MATERIAL FOR THE TASK:
________________________________________

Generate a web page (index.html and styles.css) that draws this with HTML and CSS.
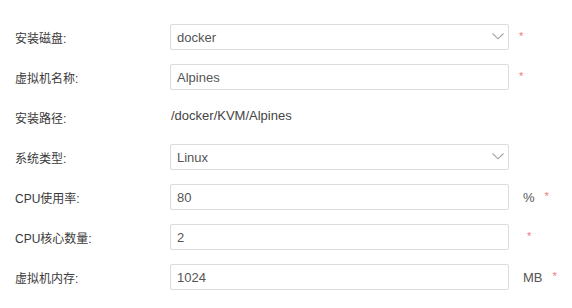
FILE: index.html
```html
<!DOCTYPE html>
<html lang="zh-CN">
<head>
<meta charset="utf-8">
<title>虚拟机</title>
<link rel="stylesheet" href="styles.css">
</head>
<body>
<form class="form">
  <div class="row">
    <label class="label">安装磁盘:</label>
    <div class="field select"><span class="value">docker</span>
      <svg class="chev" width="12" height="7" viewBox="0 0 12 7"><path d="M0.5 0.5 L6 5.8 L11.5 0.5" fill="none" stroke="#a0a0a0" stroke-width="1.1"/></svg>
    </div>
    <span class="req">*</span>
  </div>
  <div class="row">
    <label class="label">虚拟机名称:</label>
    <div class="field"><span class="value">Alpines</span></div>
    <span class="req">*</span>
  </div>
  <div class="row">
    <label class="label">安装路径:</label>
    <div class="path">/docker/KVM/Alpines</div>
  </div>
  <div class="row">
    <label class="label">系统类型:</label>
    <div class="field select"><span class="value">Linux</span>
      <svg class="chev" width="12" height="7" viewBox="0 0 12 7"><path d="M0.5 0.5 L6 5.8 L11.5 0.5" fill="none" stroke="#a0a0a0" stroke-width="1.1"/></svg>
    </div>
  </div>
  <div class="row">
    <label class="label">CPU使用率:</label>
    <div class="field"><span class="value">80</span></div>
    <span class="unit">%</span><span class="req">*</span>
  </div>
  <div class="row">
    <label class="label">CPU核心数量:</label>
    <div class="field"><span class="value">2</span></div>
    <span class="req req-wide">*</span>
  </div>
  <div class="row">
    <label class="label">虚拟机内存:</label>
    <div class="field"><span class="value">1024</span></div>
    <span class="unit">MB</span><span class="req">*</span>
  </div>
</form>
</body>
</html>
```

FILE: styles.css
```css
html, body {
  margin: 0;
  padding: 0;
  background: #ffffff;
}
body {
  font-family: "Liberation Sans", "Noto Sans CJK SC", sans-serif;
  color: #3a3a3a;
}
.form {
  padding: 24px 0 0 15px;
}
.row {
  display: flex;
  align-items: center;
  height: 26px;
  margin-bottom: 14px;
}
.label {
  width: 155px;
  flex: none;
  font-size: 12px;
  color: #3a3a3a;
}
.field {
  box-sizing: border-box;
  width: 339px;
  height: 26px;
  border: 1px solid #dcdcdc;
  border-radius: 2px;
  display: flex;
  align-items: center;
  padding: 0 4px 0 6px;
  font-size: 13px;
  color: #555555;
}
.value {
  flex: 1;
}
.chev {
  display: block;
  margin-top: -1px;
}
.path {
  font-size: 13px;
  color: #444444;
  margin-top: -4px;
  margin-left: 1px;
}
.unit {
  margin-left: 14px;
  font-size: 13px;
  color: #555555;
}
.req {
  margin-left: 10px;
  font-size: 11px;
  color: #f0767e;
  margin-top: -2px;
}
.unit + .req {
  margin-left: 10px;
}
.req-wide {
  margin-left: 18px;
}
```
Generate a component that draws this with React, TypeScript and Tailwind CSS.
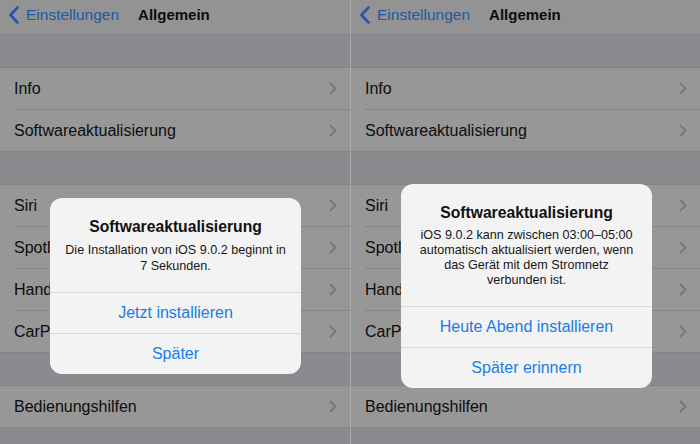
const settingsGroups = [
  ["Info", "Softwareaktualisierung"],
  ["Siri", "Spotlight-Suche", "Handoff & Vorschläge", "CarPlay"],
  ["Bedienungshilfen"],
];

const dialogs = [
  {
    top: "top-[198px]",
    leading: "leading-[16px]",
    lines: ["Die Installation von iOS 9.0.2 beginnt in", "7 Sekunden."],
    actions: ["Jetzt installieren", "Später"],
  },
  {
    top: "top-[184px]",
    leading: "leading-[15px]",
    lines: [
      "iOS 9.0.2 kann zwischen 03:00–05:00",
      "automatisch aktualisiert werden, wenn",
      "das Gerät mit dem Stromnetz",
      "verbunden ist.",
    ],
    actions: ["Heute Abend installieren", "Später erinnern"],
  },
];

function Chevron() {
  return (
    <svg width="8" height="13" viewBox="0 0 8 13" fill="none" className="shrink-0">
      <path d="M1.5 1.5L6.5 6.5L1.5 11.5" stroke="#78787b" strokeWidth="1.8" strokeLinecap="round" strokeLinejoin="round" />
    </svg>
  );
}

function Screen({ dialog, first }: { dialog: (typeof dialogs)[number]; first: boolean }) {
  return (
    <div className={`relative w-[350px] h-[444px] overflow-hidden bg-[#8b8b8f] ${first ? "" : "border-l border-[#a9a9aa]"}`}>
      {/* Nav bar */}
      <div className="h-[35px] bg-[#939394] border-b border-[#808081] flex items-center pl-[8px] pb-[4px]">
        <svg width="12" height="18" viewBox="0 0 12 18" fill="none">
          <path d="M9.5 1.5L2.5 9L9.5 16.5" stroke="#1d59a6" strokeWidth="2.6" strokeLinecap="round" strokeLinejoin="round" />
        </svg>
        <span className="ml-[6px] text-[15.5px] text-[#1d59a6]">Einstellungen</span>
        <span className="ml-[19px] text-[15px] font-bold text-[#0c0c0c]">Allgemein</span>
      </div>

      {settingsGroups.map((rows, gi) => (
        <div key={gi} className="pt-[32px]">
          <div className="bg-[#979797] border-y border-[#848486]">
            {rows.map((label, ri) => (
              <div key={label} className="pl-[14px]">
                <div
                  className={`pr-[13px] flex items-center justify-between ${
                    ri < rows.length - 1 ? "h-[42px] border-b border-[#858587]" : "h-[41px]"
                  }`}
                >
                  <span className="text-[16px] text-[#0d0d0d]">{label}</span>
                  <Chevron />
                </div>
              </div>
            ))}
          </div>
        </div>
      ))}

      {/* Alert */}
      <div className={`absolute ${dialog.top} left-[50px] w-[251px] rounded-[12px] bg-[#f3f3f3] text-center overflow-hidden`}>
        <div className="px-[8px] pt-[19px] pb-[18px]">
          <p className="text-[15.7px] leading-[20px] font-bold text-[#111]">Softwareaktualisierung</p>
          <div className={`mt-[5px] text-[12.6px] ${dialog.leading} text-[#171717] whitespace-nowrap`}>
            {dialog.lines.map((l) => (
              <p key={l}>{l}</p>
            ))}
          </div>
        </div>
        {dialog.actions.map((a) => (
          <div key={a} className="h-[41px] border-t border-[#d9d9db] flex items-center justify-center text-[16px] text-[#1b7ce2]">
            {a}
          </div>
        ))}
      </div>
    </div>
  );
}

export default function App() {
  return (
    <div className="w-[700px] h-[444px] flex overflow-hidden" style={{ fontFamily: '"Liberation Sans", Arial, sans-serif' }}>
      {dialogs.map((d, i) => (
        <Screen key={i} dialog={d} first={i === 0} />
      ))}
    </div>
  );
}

________________________________________

Reproduce the whole listing above word for word, but not its pictures.

FINISHED TASK:
Generate a web page (index.html and styles.css) that draws this with HTML and CSS.
FILE: index.html
```html
<!DOCTYPE html>
<html lang="zh-CN">
<head>
<meta charset="utf-8">
<title>虚拟机</title>
<link rel="stylesheet" href="styles.css">
</head>
<body>
<form class="form">
  <div class="row">
    <label class="label">安装磁盘:</label>
    <div class="field select"><span class="value">docker</span>
      <svg class="chev" width="12" height="7" viewBox="0 0 12 7"><path d="M0.5 0.5 L6 5.8 L11.5 0.5" fill="none" stroke="#a0a0a0" stroke-width="1.1"/></svg>
    </div>
    <span class="req">*</span>
  </div>
  <div class="row">
    <label class="label">虚拟机名称:</label>
    <div class="field"><span class="value">Alpines</span></div>
    <span class="req">*</span>
  </div>
  <div class="row">
    <label class="label">安装路径:</label>
    <div class="path">/docker/KVM/Alpines</div>
  </div>
  <div class="row">
    <label class="label">系统类型:</label>
    <div class="field select"><span class="value">Linux</span>
      <svg class="chev" width="12" height="7" viewBox="0 0 12 7"><path d="M0.5 0.5 L6 5.8 L11.5 0.5" fill="none" stroke="#a0a0a0" stroke-width="1.1"/></svg>
    </div>
  </div>
  <div class="row">
    <label class="label">CPU使用率:</label>
    <div class="field"><span class="value">80</span></div>
    <span class="unit">%</span><span class="req">*</span>
  </div>
  <div class="row">
    <label class="label">CPU核心数量:</label>
    <div class="field"><span class="value">2</span></div>
    <span class="req req-wide">*</span>
  </div>
  <div class="row">
    <label class="label">虚拟机内存:</label>
    <div class="field"><span class="value">1024</span></div>
    <span class="unit">MB</span><span class="req">*</span>
  </div>
</form>
</body>
</html>
```

FILE: styles.css
```css
html, body {
  margin: 0;
  padding: 0;
  background: #ffffff;
}
body {
  font-family: "Liberation Sans", "Noto Sans CJK SC", sans-serif;
  color: #3a3a3a;
}
.form {
  padding: 24px 0 0 15px;
}
.row {
  display: flex;
  align-items: center;
  height: 26px;
  margin-bottom: 14px;
}
.label {
  width: 155px;
  flex: none;
  font-size: 12px;
  color: #3a3a3a;
}
.field {
  box-sizing: border-box;
  width: 339px;
  height: 26px;
  border: 1px solid #dcdcdc;
  border-radius: 2px;
  display: flex;
  align-items: center;
  padding: 0 4px 0 6px;
  font-size: 13px;
  color: #555555;
}
.value {
  flex: 1;
}
.chev {
  display: block;
  margin-top: -1px;
}
.path {
  font-size: 13px;
  color: #444444;
  margin-top: -4px;
  margin-left: 1px;
}
.unit {
  margin-left: 14px;
  font-size: 13px;
  color: #555555;
}
.req {
  margin-left: 10px;
  font-size: 11px;
  color: #f0767e;
  margin-top: -2px;
}
.unit + .req {
  margin-left: 10px;
}
.req-wide {
  margin-left: 18px;
}
```
Generate a component that draws this with React, TypeScript and Tailwind CSS.
const settingsGroups = [
  ["Info", "Softwareaktualisierung"],
  ["Siri", "Spotlight-Suche", "Handoff & Vorschläge", "CarPlay"],
  ["Bedienungshilfen"],
];

const dialogs = [
  {
    top: "top-[198px]",
    leading: "leading-[16px]",
    lines: ["Die Installation von iOS 9.0.2 beginnt in", "7 Sekunden."],
    actions: ["Jetzt installieren", "Später"],
  },
  {
    top: "top-[184px]",
    leading: "leading-[15px]",
    lines: [
      "iOS 9.0.2 kann zwischen 03:00–05:00",
      "automatisch aktualisiert werden, wenn",
      "das Gerät mit dem Stromnetz",
      "verbunden ist.",
    ],
    actions: ["Heute Abend installieren", "Später erinnern"],
  },
];

function Chevron() {
  return (
    <svg width="8" height="13" viewBox="0 0 8 13" fill="none" className="shrink-0">
      <path d="M1.5 1.5L6.5 6.5L1.5 11.5" stroke="#78787b" strokeWidth="1.8" strokeLinecap="round" strokeLinejoin="round" />
    </svg>
  );
}

function Screen({ dialog, first }: { dialog: (typeof dialogs)[number]; first: boolean }) {
  return (
    <div className={`relative w-[350px] h-[444px] overflow-hidden bg-[#8b8b8f] ${first ? "" : "border-l border-[#a9a9aa]"}`}>
      {/* Nav bar */}
      <div className="h-[35px] bg-[#939394] border-b border-[#808081] flex items-center pl-[8px] pb-[4px]">
        <svg width="12" height="18" viewBox="0 0 12 18" fill="none">
          <path d="M9.5 1.5L2.5 9L9.5 16.5" stroke="#1d59a6" strokeWidth="2.6" strokeLinecap="round" strokeLinejoin="round" />
        </svg>
        <span className="ml-[6px] text-[15.5px] text-[#1d59a6]">Einstellungen</span>
        <span className="ml-[19px] text-[15px] font-bold text-[#0c0c0c]">Allgemein</span>
      </div>

      {settingsGroups.map((rows, gi) => (
        <div key={gi} className="pt-[32px]">
          <div className="bg-[#979797] border-y border-[#848486]">
            {rows.map((label, ri) => (
              <div key={label} className="pl-[14px]">
                <div
                  className={`pr-[13px] flex items-center justify-between ${
                    ri < rows.length - 1 ? "h-[42px] border-b border-[#858587]" : "h-[41px]"
                  }`}
                >
                  <span className="text-[16px] text-[#0d0d0d]">{label}</span>
                  <Chevron />
                </div>
              </div>
            ))}
          </div>
        </div>
      ))}

      {/* Alert */}
      <div className={`absolute ${dialog.top} left-[50px] w-[251px] rounded-[12px] bg-[#f3f3f3] text-center overflow-hidden`}>
        <div className="px-[8px] pt-[19px] pb-[18px]">
          <p className="text-[15.7px] leading-[20px] font-bold text-[#111]">Softwareaktualisierung</p>
          <div className={`mt-[5px] text-[12.6px] ${dialog.leading} text-[#171717] whitespace-nowrap`}>
            {dialog.lines.map((l) => (
              <p key={l}>{l}</p>
            ))}
          </div>
        </div>
        {dialog.actions.map((a) => (
          <div key={a} className="h-[41px] border-t border-[#d9d9db] flex items-center justify-center text-[16px] text-[#1b7ce2]">
            {a}
          </div>
        ))}
      </div>
    </div>
  );
}

export default function App() {
  return (
    <div className="w-[700px] h-[444px] flex overflow-hidden" style={{ fontFamily: '"Liberation Sans", Arial, sans-serif' }}>
      {dialogs.map((d, i) => (
        <Screen key={i} dialog={d} first={i === 0} />
      ))}
    </div>
  );
}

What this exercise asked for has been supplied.